To be no longer part of the mass is to be a decisive force in one’s life, to be a subject, not an object to be acted upon. You cannot be said to be literate when your own identity is elusive to you, and it is others who write on the slate of your life and your fate is designed, executed and sealed by others.
This is what the children of Zimbabwe are protesting, it is the literacy they will not acquire, it is the derangement they will not appease.
They do not wish to be experts at living in the shadow of other people. If it shall not be honoured that they are Zimbabwean, then they shall not dignify the charade.
If it shall not be honoured that they are heirs to a great and magnificent history, then they shall not be billboards on which the history of others is advertised, on which the achievements of others are lauded, on which the destiny of others is magnified while their own is shredded or put in the dumpsters and thrown away.
It is particularly painful for these heirs of this precious land to walk in the shadow of their arch enemies, those who for the last 115 years have sworn that Zimbabweans are not a people apart from the wildlife, the flaura and fauna.
They refuse to be put through the trauma that their forefathers have already suffered, what their compatriots rejected and abandoned.
In this endeavour, no-one can win against these children, against Zimbabwe, because history is against whoever this might be.
It has defined these children as products of a great moment, they are Zimbabweans, and this is engraved in their DNA.
The same DNA that fought the heroic battle of Chinhoyi, the same DNA that drove thousands of Zimbabwe’s children to brave unknown forests and flooded rivers to get to Mozambique and Zambia in the quest to train as freedom fighters so that they could come back to Zimbabwe to fight and drive out the bandits from England who had stolen their land. One of these thousands, John Mbaira tells of his journey from Gokwe to Zambia:
“That consciousness made me to directly foot from Gokwe to Zambia.
“Footing from Gokwe to Zambia is not a joke.

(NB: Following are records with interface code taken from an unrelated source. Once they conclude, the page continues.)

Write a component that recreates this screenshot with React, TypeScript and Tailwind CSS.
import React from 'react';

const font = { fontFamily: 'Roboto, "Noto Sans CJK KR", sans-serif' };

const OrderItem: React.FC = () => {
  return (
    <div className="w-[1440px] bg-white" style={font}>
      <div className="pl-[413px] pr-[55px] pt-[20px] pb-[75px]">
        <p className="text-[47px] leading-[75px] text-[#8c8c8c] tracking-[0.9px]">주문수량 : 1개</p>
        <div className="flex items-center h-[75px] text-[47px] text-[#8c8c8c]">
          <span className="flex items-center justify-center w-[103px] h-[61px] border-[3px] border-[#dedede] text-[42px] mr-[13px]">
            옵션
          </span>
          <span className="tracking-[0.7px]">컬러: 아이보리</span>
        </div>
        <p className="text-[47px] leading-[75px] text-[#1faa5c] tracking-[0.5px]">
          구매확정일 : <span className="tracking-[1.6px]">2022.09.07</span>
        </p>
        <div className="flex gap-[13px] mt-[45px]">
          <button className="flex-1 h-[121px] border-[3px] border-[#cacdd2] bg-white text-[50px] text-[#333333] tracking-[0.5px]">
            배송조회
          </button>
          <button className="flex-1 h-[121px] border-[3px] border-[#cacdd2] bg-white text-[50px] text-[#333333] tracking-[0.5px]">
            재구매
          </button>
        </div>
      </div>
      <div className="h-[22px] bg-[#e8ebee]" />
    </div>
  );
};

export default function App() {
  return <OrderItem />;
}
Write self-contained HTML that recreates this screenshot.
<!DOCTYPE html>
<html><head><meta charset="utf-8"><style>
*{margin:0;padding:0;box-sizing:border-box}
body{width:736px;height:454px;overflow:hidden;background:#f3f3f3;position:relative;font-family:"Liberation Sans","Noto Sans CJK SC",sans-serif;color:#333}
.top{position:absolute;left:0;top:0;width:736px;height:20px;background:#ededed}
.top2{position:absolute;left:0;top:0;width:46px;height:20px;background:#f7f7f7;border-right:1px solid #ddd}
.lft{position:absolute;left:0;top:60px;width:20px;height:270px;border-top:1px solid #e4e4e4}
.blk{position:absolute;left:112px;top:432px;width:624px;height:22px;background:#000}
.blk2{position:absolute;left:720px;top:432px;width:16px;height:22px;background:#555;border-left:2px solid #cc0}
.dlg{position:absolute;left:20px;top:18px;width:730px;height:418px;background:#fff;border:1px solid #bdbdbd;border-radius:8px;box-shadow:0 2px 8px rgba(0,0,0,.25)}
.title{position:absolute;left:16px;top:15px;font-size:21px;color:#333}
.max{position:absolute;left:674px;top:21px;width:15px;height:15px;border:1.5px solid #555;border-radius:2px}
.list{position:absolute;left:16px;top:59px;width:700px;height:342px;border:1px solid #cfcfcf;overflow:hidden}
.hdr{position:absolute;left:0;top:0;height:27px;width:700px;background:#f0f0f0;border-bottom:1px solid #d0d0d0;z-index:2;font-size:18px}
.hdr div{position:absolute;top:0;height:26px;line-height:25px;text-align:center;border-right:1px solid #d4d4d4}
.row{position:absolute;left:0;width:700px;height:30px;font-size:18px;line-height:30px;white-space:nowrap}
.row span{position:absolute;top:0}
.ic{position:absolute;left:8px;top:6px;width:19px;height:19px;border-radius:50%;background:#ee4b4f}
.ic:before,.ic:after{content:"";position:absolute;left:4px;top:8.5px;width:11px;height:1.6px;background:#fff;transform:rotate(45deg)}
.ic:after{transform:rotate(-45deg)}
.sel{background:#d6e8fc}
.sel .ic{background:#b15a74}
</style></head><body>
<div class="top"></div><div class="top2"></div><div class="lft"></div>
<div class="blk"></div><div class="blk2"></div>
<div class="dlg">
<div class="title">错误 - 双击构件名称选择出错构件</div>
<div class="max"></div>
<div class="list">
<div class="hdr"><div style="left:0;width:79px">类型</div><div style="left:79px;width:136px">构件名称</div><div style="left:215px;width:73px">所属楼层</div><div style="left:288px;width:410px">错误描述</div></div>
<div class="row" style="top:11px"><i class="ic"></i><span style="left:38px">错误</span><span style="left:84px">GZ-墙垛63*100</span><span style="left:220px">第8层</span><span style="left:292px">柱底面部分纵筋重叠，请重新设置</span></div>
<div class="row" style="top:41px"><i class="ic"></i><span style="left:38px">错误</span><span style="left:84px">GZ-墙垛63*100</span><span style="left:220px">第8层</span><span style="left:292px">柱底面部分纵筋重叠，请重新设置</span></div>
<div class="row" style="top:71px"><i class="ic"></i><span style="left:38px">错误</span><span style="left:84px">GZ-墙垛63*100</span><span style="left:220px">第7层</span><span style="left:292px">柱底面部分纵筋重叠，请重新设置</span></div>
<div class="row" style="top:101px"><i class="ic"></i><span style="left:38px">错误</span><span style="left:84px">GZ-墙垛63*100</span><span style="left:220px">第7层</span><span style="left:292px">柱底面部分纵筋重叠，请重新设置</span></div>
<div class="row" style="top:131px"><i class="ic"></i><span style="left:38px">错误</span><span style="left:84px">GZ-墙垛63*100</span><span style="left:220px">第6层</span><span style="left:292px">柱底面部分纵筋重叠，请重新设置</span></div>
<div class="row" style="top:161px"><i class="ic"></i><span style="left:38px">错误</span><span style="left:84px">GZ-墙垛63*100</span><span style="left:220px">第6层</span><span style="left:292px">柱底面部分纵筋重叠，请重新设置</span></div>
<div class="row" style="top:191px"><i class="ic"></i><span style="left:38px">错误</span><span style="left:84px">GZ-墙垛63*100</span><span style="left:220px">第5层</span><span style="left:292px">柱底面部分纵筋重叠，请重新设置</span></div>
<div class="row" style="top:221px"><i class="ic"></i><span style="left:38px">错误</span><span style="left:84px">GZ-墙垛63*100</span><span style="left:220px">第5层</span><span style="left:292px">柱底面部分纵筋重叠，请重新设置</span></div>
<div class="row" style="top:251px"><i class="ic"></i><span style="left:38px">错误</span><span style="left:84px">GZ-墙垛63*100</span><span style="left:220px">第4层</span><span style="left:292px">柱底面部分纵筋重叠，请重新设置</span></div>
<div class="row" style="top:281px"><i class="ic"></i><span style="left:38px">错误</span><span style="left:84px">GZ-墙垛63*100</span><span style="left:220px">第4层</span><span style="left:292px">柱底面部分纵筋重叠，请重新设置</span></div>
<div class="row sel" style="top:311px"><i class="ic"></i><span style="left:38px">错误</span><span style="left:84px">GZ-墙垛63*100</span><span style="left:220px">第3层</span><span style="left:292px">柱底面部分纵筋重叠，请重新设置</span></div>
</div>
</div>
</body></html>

“It’s more than painful and it needs more than determination.
“Thinking of it makes me cry.
“I will never forget about it.
“So I went to the struggle with the full aim and knowing that life was not as easy as one might have guessed.

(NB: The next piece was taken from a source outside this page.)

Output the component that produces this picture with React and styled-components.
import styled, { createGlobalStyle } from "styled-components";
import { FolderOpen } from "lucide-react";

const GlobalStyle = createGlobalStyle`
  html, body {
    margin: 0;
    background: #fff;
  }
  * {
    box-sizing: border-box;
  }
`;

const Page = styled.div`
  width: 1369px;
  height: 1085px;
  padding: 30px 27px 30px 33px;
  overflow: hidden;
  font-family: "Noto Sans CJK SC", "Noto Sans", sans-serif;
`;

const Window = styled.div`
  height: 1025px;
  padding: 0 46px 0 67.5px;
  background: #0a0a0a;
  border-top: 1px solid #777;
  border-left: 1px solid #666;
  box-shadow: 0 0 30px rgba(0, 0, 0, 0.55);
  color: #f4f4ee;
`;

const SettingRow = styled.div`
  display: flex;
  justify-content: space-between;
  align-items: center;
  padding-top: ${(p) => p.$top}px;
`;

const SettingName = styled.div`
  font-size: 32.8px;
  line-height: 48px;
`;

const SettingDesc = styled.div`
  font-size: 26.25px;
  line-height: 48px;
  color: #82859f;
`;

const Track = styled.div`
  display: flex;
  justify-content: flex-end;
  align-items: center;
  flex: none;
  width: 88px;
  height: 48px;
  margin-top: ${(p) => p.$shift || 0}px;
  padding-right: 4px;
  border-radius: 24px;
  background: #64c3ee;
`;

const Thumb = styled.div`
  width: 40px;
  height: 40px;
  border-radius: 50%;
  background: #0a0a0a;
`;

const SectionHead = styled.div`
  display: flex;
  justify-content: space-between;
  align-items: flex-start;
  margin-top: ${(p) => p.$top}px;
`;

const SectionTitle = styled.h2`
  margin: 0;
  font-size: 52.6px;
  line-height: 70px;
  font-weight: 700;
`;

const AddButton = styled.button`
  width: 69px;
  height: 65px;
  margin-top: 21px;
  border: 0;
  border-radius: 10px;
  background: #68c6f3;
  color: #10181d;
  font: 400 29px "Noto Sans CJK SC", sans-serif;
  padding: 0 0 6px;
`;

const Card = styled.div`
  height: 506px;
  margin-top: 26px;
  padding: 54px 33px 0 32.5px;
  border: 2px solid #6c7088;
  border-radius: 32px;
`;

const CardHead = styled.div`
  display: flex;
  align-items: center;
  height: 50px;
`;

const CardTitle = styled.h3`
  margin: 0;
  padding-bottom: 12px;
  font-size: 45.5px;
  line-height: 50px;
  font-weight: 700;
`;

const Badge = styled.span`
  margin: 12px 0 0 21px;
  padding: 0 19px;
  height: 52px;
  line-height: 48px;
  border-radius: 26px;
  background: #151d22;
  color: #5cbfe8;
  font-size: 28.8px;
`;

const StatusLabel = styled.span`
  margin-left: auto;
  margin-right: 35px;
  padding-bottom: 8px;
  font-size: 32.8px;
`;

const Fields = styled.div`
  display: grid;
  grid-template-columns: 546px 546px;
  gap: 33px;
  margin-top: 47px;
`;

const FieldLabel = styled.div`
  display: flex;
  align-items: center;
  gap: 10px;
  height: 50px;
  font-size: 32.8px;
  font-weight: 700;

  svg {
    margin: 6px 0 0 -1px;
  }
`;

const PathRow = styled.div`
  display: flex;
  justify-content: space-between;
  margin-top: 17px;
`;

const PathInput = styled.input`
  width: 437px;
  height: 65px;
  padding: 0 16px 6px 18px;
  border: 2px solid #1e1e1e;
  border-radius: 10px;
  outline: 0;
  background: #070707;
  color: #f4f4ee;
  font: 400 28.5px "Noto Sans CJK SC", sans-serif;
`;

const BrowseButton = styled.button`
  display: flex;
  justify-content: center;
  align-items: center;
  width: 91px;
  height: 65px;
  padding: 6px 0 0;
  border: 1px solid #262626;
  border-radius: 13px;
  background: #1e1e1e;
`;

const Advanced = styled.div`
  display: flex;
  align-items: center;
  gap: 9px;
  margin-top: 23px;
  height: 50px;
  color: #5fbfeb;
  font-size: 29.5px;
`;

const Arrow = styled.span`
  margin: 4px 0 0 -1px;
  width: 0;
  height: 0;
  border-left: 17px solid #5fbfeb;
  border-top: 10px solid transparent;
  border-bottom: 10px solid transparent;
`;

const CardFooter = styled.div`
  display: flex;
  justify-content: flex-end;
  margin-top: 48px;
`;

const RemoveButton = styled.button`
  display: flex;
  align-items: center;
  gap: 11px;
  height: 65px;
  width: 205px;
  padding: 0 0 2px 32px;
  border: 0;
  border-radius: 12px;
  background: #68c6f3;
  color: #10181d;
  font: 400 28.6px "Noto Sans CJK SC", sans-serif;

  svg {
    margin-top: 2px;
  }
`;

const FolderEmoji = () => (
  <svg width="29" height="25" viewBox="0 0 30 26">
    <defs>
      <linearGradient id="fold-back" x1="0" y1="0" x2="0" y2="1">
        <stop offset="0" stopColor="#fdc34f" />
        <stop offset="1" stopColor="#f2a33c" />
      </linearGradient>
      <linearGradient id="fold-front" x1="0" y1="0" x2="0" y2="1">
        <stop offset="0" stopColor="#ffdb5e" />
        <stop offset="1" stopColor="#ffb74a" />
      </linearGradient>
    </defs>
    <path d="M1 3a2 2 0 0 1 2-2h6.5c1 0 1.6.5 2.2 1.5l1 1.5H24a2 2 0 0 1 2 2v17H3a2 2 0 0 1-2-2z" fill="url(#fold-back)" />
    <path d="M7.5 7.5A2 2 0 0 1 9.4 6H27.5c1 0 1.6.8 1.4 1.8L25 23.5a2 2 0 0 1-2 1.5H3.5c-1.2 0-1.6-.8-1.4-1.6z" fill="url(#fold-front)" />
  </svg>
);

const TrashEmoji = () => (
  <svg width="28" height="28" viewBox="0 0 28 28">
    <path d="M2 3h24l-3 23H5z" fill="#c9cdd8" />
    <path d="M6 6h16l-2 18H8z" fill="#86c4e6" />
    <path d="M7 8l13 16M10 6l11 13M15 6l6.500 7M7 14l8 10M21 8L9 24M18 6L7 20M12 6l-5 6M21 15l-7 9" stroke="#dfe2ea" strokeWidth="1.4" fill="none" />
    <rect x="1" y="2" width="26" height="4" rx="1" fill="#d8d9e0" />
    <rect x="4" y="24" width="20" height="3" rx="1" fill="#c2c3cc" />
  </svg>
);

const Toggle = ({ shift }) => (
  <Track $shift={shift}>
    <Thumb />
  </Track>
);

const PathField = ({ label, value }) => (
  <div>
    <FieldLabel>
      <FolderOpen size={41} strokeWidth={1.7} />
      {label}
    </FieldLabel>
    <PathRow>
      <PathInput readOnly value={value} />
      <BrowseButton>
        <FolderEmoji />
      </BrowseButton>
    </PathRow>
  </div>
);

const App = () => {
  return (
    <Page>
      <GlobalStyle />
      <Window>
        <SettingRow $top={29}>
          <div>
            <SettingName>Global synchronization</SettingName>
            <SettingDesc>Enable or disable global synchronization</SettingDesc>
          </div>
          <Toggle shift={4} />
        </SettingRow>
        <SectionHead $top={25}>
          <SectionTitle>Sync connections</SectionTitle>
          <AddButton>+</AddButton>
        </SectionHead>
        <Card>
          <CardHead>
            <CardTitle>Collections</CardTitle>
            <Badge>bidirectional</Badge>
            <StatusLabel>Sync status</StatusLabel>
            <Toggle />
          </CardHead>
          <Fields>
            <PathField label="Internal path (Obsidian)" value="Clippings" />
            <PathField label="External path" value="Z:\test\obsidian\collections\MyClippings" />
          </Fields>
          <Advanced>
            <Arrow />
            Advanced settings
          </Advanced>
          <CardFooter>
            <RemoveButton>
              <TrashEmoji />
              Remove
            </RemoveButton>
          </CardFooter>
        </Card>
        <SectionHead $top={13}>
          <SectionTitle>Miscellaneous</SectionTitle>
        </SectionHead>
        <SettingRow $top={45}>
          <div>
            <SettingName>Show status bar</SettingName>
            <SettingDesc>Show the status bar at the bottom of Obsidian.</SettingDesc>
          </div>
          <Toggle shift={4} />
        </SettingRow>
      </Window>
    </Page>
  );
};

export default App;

“What I wanted was to get trained and become a freedom fighter.
“Surely I was physically young, but mentally mature.” – (Schools in the Struggle:1991).This is what Zimbabwe’s children are capable of.
They have an indomitable will, they are achievers who are willing to pay the ultimate price for what they believe and want.
Five Ordinary Levels are paltry to such greatness of mind and spirit.
Dr Mahamba is a war veteran and holds a PhD from Havard University. She is currently doing consultancy work.